China embraces market forces

Zheng further explained that an emphasis on market mechanisms will help enterprises across sectors better balance their resources and decide what project to take on as well as what and how many products to produce based on market indicators.

"The government will no longer intervene in the allocation of resources to enterprises," he said.

Zheng gave as an example the banking sector, citing that during the first half of 2013, the total profit of 256 manufacturing companies was only about 56 percent of the total profit of the top five banks in China.

"That's why Beijing decided to change the monopoly situation and decrease the financing cost by encouraging competition in the banking sector," he said.

Zheng also mentioned the overcapacity issue in the industrial sector, hoping market mechanisms would alleviate that problem too.

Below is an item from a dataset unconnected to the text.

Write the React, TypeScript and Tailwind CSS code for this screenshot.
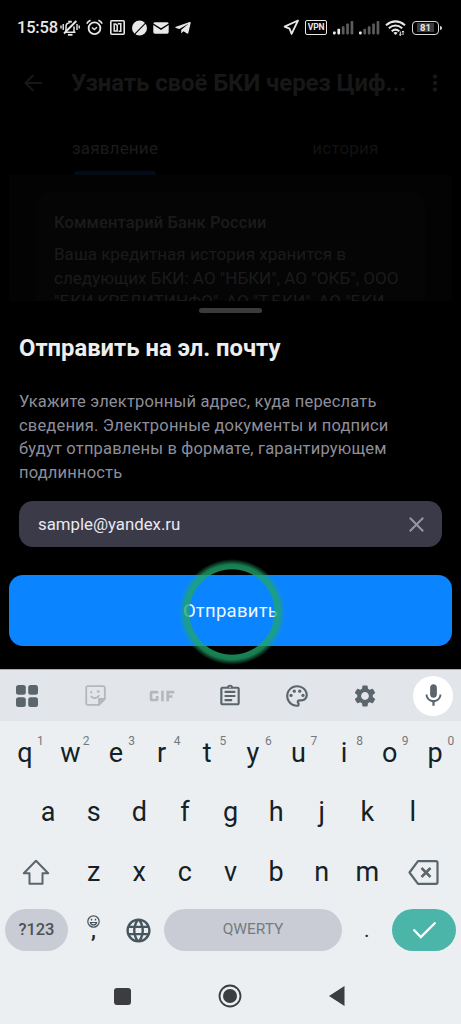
import React from 'react';
import {
  MdGif,
  MdLanguage,
  MdMic,
  MdMoreVert,
  MdOutlineAssignment,
  MdOutlinePalette,
  MdSettings,
} from 'react-icons/md';
import { FaTelegramPlane } from 'react-icons/fa';

const Signal = ({ level }: { level: number }) => (
  <svg width="21" height="14" viewBox="0 0 21 14">
    {[0, 1, 2, 3, 4].map((i) => (
      <rect
        key={i}
        x={i * 4.4}
        y={10.4 - i * 2.6}
        width="2.7"
        height={3 + i * 2.6}
        rx="0.8"
        fill={i < level ? '#ececec' : '#5c5c5c'}
      />
    ))}
  </svg>
);

const StatusBar = () => (
  <div className="flex h-[55px] shrink-0 items-center pl-[17px] text-[#e8e8e8]">
    <span className="w-[43px] whitespace-nowrap text-[16.5px] font-medium leading-5 tracking-[-0.2px]">15:58</span>
    {/* muted bell */}
    <svg width="20" height="18" viewBox="0 0 20 18" fill="none" stroke="currentColor" strokeWidth="1.5">
      <path d="M5 13.2h10.5M6 13V8a4 4 0 0 1 3-4.2V2.5h2v1.3M14 7.5V13" />
      <path d="M16.3 2 4 14.5" strokeWidth="1.9" />
      <path d="M1 6.5v3M3.2 5v6M17 5v6M19.2 6.5v3" strokeWidth="1.4" />
      <path d="M8 15.8h4.5" strokeWidth="1.8" />
    </svg>
    {/* alarm */}
    <svg className="ml-[6px]" width="17" height="17" viewBox="0 0 17 17" fill="none" stroke="currentColor" strokeWidth="1.8">
      <circle cx="8.5" cy="9.3" r="5.9" />
      <path d="M5.9 8.5l2.5 2.1L11 8.3" strokeWidth="1.4" />
      <path d="M.8 4.6Q2 2.1 4.6 1.2M16.2 4.6Q15 2.1 12.4 1.2" strokeWidth="1.6" />
    </svg>
    {/* nfc */}
    <svg className="ml-[7px]" width="15" height="15" viewBox="0 0 15 15" fill="none" stroke="currentColor" strokeWidth="1.6">
      <rect x=".8" y=".8" width="13.4" height="13.4" rx="1" />
      <path d="M4.2 3.3v7.8H7.200V5.400L5.200 3.600M7.800 3.800h3v7.500H8.600" strokeWidth="1.5" />
    </svg>
    {/* slashed disc */}
    <svg className="ml-[6px]" width="17" height="16" viewBox="0 0 17 16">
      <circle cx="8.5" cy="8" r="7.5" fill="currentColor" />
      <path d="M16 1.6 3 14.8" stroke="#000" strokeWidth="1.1" />
    </svg>
    {/* mail */}
    <svg className="ml-[5px]" width="16" height="12" viewBox="0 0 16 12">
      <rect x=".3" y=".3" width="15.4" height="11.4" rx="1.6" fill="currentColor" />
      <path d="M0 2 8 7.2 16 2" fill="none" stroke="#000" strokeWidth="1.4" />
    </svg>
    <FaTelegramPlane className="ml-[6px] h-[16px] w-[16px] scale-x-110" />

    {/* right group */}
    <svg className="ml-[92px]" width="17" height="17" viewBox="0 0 17 17" fill="none" stroke="currentColor" strokeWidth="1.8" strokeLinejoin="round">
      <path d="M15 1.5 1.6 7.6l5 2.1 2 5.2z" />
    </svg>
    <div className="ml-[5px] flex h-[15px] w-[22px] items-center justify-center rounded-[2px] border-[1.5px] border-[#e8e8e8] text-[8.5px] font-bold leading-none tracking-[-0.2px]">
      VPN
    </div>
    <div className="ml-[6px]"><Signal level={2} /></div>
    <div className="ml-[5px]"><Signal level={1} /></div>
    <svg className="ml-[5px]" width="21" height="16" viewBox="0 0 21 16" fill="none" stroke="currentColor" strokeWidth="2.1">
      <path d="M1 5.200Q10.500-2.300 20 5.200M3.800 8.200Q10.500 2.800 17.200 8.200M6.700 11.200Q10.500 8 14.300 11.200" />
      <path d="M8.300 12.700Q10.500 11.200 12.700 12.700L10.500 15z" fill="currentColor" stroke="none" />
      <path d="M15.300 11.500v4M18 11v4M14.200 14.300l1.100 1.200 1.100-1.200M17 12.200l1-1.200 1.100 1.200" strokeWidth="1" />
    </svg>
    <div className="ml-[6px] flex h-[14px] w-[27px] items-center justify-center rounded-[4px] border-[1.5px] border-[#d8d8d8]">
      <span className="bg-[#3c3c3c] px-[3px] text-[9.500px] font-bold leading-[9px]">81</span>
    </div>
    <div className="ml-px h-[4px] w-[2px] rounded-r bg-[#d8d8d8]" />
  </div>
);

const DimmedPage = () => (
  <div className="flex h-[246px] shrink-0 flex-col">
    <div className="flex h-[55px] items-center pl-[24px] text-[#171717]">
      <svg width="19" height="18" viewBox="0 0 19 18" fill="none" stroke="currentColor" strokeWidth="2">
        <path d="M18 9H2M9.500 1 1.500 9l8 8" />
      </svg>
      <h1 className="ml-[28px] w-[344px] whitespace-nowrap text-[24px] font-bold leading-7 tracking-[-0.100px]">Узнать своё БКИ через Циф...</h1>
      <MdMoreVert className="h-[26px] w-[26px] translate-x-[7px]" />
    </div>
    <div className="flex h-[65px] text-[17px] tracking-[0.200px]">
      <div className="flex w-[230px] flex-col items-center text-[#1b1b1b]">
        <span className="mt-[26px] leading-6">заявление</span>
        <div className="mt-auto h-[4px] w-[82px] rounded-t-[3px] bg-[#030c17]" />
      </div>
      <div className="flex w-[231px] flex-col items-center text-[#121212]">
        <span className="mt-[26px] leading-6">история</span>
      </div>
    </div>
    <div className="mx-[9px] flex-1 overflow-hidden bg-[#030303] px-[27px] pt-[17px]">
      <div className="h-[160px] rounded-[14px] bg-[#050505] px-[18px] pt-[19px] text-[17px] text-[#1b1b1b]">
        <p className="text-[16.500px] font-medium leading-6 tracking-[0.120px]">Комментарий Банк России</p>
        <p className="mt-[8px] whitespace-nowrap leading-[23.500px] tracking-[0.020px]">
          Ваша кредитная история хранится в
          <br />
          следующих БКИ: АО "НБКИ", АО "ОКБ", ООО
          <br />
          "БКИ КРЕДИТИНФО", АО "Т.БКИ", АО "БКИ
        </p>
      </div>
    </div>
  </div>
);

const SendSheet = () => (
  <div className="flex h-[368px] shrink-0 flex-col">
    <div className="mx-auto mt-[7px] h-[5px] w-[63px] rounded-full bg-[#3b3b3b]" />
    <h2 className="ml-[19px] mt-[21px] whitespace-nowrap text-[23.800px] font-bold leading-7 text-[#eeeeee]">Отправить на эл. почту</h2>
    <p className="ml-[19px] mt-[28px] whitespace-nowrap text-[16.500px] leading-[23.500px] tracking-[0.180px] text-[#8e8e9a]">
      Укажите электронный адрес, куда переслать
      <br />
      сведения. Электронные документы и подписи
      <br />
      будут отправлены в формате, гарантирующем
      <br />
      подлинность
    </p>
    <div className="mx-[19px] mt-[17px] flex h-[46px] shrink-0 items-center justify-between rounded-[14px] bg-[#3b3a49] pl-[19px] pr-[18px]">
      <span className="pt-[2px] text-[16.800px] text-[#e9e9ef]">sample@yandex.ru</span>
      <svg width="15" height="15" viewBox="0 0 15 15" stroke="#9797a3" strokeWidth="2">
        <path d="M.8.8l13.400 13.400M14.200.8.8 14.200" />
      </svg>
    </div>
    <div className="relative mx-[9px] mt-[28px] flex h-[71px] shrink-0 items-center justify-center rounded-[14px] bg-[#0a85ff]">
      <span className="pt-[3px] text-[18.500px] tracking-[0.250px] text-[#eef7ff]">Отправить</span>
      {/* tap highlight */}
      <svg className="absolute left-[168px] top-[-18px]" width="110" height="110" viewBox="0 0 110 110">
        <defs>
          <radialGradient id="tap" gradientUnits="userSpaceOnUse" cx="55" cy="55" r="54">
            <stop offset="0.780" stopColor="#22a876" stopOpacity="0" />
            <stop offset="0.800" stopColor="#20a56a" stopOpacity="0.800" />
            <stop offset="0.880" stopColor="#20a56a" stopOpacity="0.750" />
            <stop offset="0.980" stopColor="#20a56a" stopOpacity="0" />
          </radialGradient>
        </defs>
        <circle cx="55" cy="55" r="54" fill="url(#tap)" />
      </svg>
    </div>
  </div>
);

const Key = ({ char, hint }: { char: string; hint?: string }) => (
  <div className="relative flex w-[45.600px] items-center justify-center">
    <span>{char}</span>
    {hint && <span className="absolute left-[35px] top-[8px] text-[12px] leading-4 text-[#74797d]">{hint}</span>}
  </div>
);

const Keyboard = () => (
  <div className="flex flex-1 flex-col bg-[#ebeff2] text-[27px] text-[#142127]">
    <div className="flex h-[52px] shrink-0 items-center border-t border-[#a9abae] bg-[#e2e5ea] text-[#5b666c]">
      <svg className="ml-[16px]" width="22" height="22" viewBox="0 0 22 22" fill="currentColor">
        <rect width="9.800" height="9.800" rx="2.500" />
        <rect x="12.200" width="9.800" height="9.800" rx="2.500" />
        <rect y="12.200" width="9.800" height="9.800" rx="2.500" />
        <rect x="12.200" y="12.200" width="9.800" height="9.800" rx="2.500" />
      </svg>
      <svg className="ml-[47px] text-[#b4b8bb]" width="21" height="21" viewBox="0 0 21 21" fill="none" stroke="currentColor" strokeWidth="1.800">
        <path d="M3 1.200h15q1.800 0 1.800 1.800v11l-5.800 5.800H3q-1.800 0-1.800-1.800V3q0-1.800 1.800-1.800z" />
        <path d="M19.500 14h-5.500v5.500z" fill="currentColor" />
        <path d="M5.800 11.200q4.500 4.300 8.600-1M5.500 8l1.500-1.500M11.800 6.500h2.800" />
      </svg>
      <MdGif className="ml-[35px] h-[42px] w-[42px] text-[#b4b8bb]" />
      <MdOutlineAssignment className="ml-[34px] h-[26px] w-[26px] scale-y-[0.950]" />
      <MdOutlinePalette className="ml-[41px] h-[26px] w-[26px]" />
      <MdSettings className="ml-[42px] h-[26px] w-[26px]" />
      <div className="ml-[35px] flex h-[40px] w-[40px] items-center justify-center rounded-full bg-white">
        <MdMic className="h-[27px] w-[27px]" />
      </div>
    </div>
    <div className="flex h-[61px] justify-center pr-px pt-[4px]">
      {'qwertyuiop'.split('').map((char, i) => (
        <Key key={char} char={char} hint={String((i + 1) % 10)} />
      ))}
    </div>
    <div className="flex h-[60px] justify-center pt-px">
      {'asdfghjkl'.split('').map((char) => (
        <Key key={char} char={char} />
      ))}
    </div>
    <div className="flex h-[59px] justify-center pt-[2px]">
      <div className="flex w-[68px] shrink-0 items-center justify-center">
        <svg className="translate-x-[-1px]" width="28" height="27" viewBox="0 0 28 27" fill="none" stroke="#5b666c" strokeWidth="2" strokeLinejoin="round">
          <path d="M14 1.800 1.800 14.300h5.700v10.500h13V14.300h5.700z" />
        </svg>
      </div>
      {'zxcvbnm'.split('').map((char) => (
        <Key key={char} char={char} />
      ))}
      <div className="flex w-[68px] shrink-0 items-center justify-center">
        <svg className="translate-x-[-1px]" width="31" height="25" viewBox="0 0 31 25" fill="none" stroke="#5b666c" strokeWidth="2.200" strokeLinejoin="round">
          <path d="M10 1.200h18q1.500 0 1.500 1.500v19.600q0 1.500-1.500 1.500H10L1.500 12.500z" />
          <path d="m13.500 8 9 9M22.500 8l-9 9" strokeWidth="2.500" />
        </svg>
      </div>
    </div>
    <div className="mt-[8px] flex h-[42px] shrink-0 items-center">
      <div className="ml-[5px] flex h-[42px] w-[63px] items-center justify-center rounded-full bg-[#c9ccd4] text-[16.500px] font-medium tracking-[-0.100px] text-[#4a5258]">?123</div>
      <div className="ml-[18px] flex w-[15px] flex-col items-center">
        <svg width="13" height="13" viewBox="0 0 13 13" fill="none" stroke="#45515a" strokeWidth="1.200">
          <circle cx="6.500" cy="6.500" r="5.700" />
          <path d="M3.400 7.500a3.200 3.200 0 0 0 6.200 0z" />
          <path d="M4.500 3.800v1.600M8.500 3.800v1.600" strokeWidth="1.400" />
        </svg>
        <span className="h-[18px] text-[22px] font-medium leading-[6px] text-[#1f2327]">,</span>
      </div>
      <MdLanguage className="ml-[23px] h-[29px] w-[29px] text-[#46565d]" />
      <div className="ml-[11px] flex h-[42px] w-[178px] items-center justify-center rounded-full bg-[#c9ccd4] text-[15.500px] text-[#757b81]">QWERTY</div>
      <span className="ml-[22px] w-[7px] text-[21px] leading-6 text-[#1f2327]">.</span>
      <div className="ml-[21px] flex h-[42px] w-[64px] items-center justify-center rounded-full bg-[#4ab5a8]">
        <svg width="25" height="18" viewBox="0 0 25 18" fill="none" stroke="#fff" strokeWidth="2.300">
          <path d="M1.500 8.500 8.800 16 23.500 1.500" />
        </svg>
      </div>
    </div>
    <nav className="mt-[24px] flex h-[42px] items-center text-[#3b3d40]">
      <div className="ml-[114px] h-[17px] w-[17px] rounded-[3px] bg-[#3b3d40]" />
      <svg className="ml-[87px]" width="24" height="24" viewBox="0 0 24 24">
        <circle cx="12" cy="12" r="10.500" fill="none" stroke="currentColor" strokeWidth="1.800" />
        <circle cx="12" cy="12" r="7" fill="currentColor" />
      </svg>
      <svg className="ml-[87px]" width="17" height="20" viewBox="0 0 17 20" fill="currentColor">
        <path d="M15.500 0v20L0 10z" />
      </svg>
    </nav>
  </div>
);

export default function App() {
  return (
    <div className="flex h-[1024px] w-[461px] flex-col overflow-hidden bg-black font-[Roboto,sans-serif]">
      <StatusBar />
      <DimmedPage />
      <SendSheet />
      <Keyboard />
    </div>
  );
}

"The profit is only 0.46 yuan ($.07) to produce a ton of steel, which is not even enough to buy a popsicle. The product's supply far exceeds demand and the price is in turn far below it value," he said. "But if the market decides the resource allocation, then these enterprises can put their money in sectors with higher returns."

The market mechanism is also expected to encourage survival of the fittest within each sector, stimulating the viability and creativity of companies through competition and capital markets.

Zheng said that the US helps capital get directed to companies with better prospects, such as Microsoft Corp, Apple Inc and Yahoo! Inc, through the stock market. But since the capital market is still underdeveloped in China, China has been unable to nurture such global giants.

Zheng underscored that it is crucial for qualified Chinese companies, especially SOEs, to go out and explore global markets. He said that China has $3.8 trillion foreign reserves, with more than $1 trillion holdings of US government debt with low return and high risks. Therefore China should not hoard the wealth but rather spend it abroad and find high returns.